Minha hipótese é de que o “sistema de ensino” brasileiro caducou – é um proposta falida, fincada no “instrucionismo” (repasse mimético de conteúdo via aula copiada para ser copiada), totalmente à deriva das teorias mais reconhecidas de aprendizagem (como construtivismo, sociointeracionismo, autopoiese, maiêutica, pedagogias críticas etc.) e inspirada na prática nacional dos “cursinhos”: estes são uma fábrica de decoreba inconsequente, inventada para passar em vestibulares e concursos públicos; sua “pedagogia”, porém, é patrimônio da escola pública e privada, bem como da universidade, onde, a rigor, “só temos aula” – nem os professores são expertos que sabem aprender, pesquisar, elaborar, exercitar autoria, muito menos os estudantes se dedicam a tais desafios. Existem ilhas de pesquisa em universidades federais, algumas estaduais de maior nível, em pouquíssimas universidades privadas (como algumas PUCs), mas a moda geral é dar/frequentar aula. Grande parte dos professores dá qual sem qualquer autoria, indicando ser plágio notório. Numa série histórica do Ideb (antes Saeb) aparece uma queda imensa no desempenho escolar em 1999, logo após termos passado o ano letivo para 200 dias: os dados “insinuam” que aumentar aula é contraproducente; mas, como somos fanáticos de aula, logo inventamos um nono ano (não para alargar a oportunidade de aprender), e o MEC há dois anos aprovou mais 20 dias de aula anuais. Nada contra, se fossem 220 dias de “aprendizagem”, não de aula.

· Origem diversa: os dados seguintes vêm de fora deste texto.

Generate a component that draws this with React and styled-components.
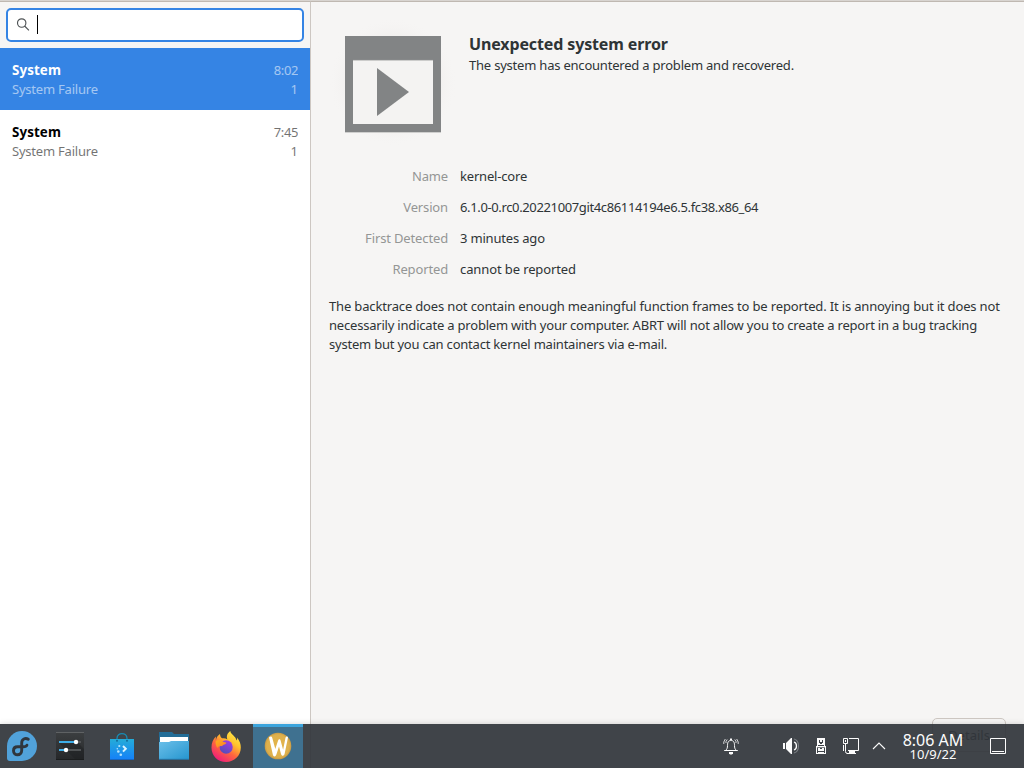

O resultado disso? Cito dois dados que me perturbam muito. “Todos pela educação” divulgou que estudantes concluintes do ensino médio que sabem matemática são apenas 10%. E o Instituto Paulo Montenegro divulgou tabela desvelando que “alfabetizados plenos” no Brasil adulto são 26%. Neste sentido, diria que o Ideb de 2013 colhe o que estamos plantando há um século. O MEC maneja a noção da escola “ciclada”, propondo alfabetizar a criança em até três anos. Notando a dificuldade extrema que crianças, sobretudo pobres, têm de se alfabetizarem, ao invés de procurar oferecer uma escola à altura deste desafio, rebaixa-se a expectativa, não porque exista alguma criança que necessite de três anos, mas porque a escola não “dá conta”. “Todos pela educação” mostrou também que, após três anos, o desempenho das crianças em matemática ficou em 42% (sequer metade sabia). É típica pedagogia pobre para o pobre. Ninguém mais que a criança pobre precisa alfabetizar-se no 1o ano, sem falar de seu atraso estrutural que precisa ser enfrentado com devida qualidade educacional da escola. É preciso, naturalmente discutir que “alfabetização” cabe no 1o ano, um tipo de iniciação em letramento que vai se aperfeiçoando na vida e nunca se completa. O que incomoda é a venda de um charme teórico aparentemente avançado, mas que é, na prática, uma impiedosa velharia.

Sequer 20% dos professores de física têm curso de física; perto de 30% em química; pouco mais que isso em matemática, indicando um déficit que o Estado não soube (quis) enfrentar. Ano passado, o Ministro, condoído com tal situação, propôs um plano para atrair jovens para ciência e matemática (Quero ser Pesquisador, Quero ser Professor), acenando com uma bolsa de R$ 250,00. Tivemos a impressão que estava confundindo com o Bolsa-Família! De fato, se alguém enfrenta um curso de matemática na expectativa de um piso salarial de R$ 1.700,00, só mesmo se não souber matemática! É de lei o direito à educação (agora alastrada do ensino fundamental para o pré-escolar também), mas, como dados indicam, é direito espezinhado sistematicamente, gerando um círculo vicioso clássico: o sistema político-econômico não muda, porque as pessoas não possuem qualidade educacional satisfatória e educação não anda por conta desse mesmo sistema político-econômico. Queremos gatar 10% do orçamento em educação, mas proposta que aplaudimos. Mas, não vai servir para nada se investirmos no disparate atual. Embora seja mote neoliberal, é bom lembrar: a riqueza maior de um país são seus cidadãos educados.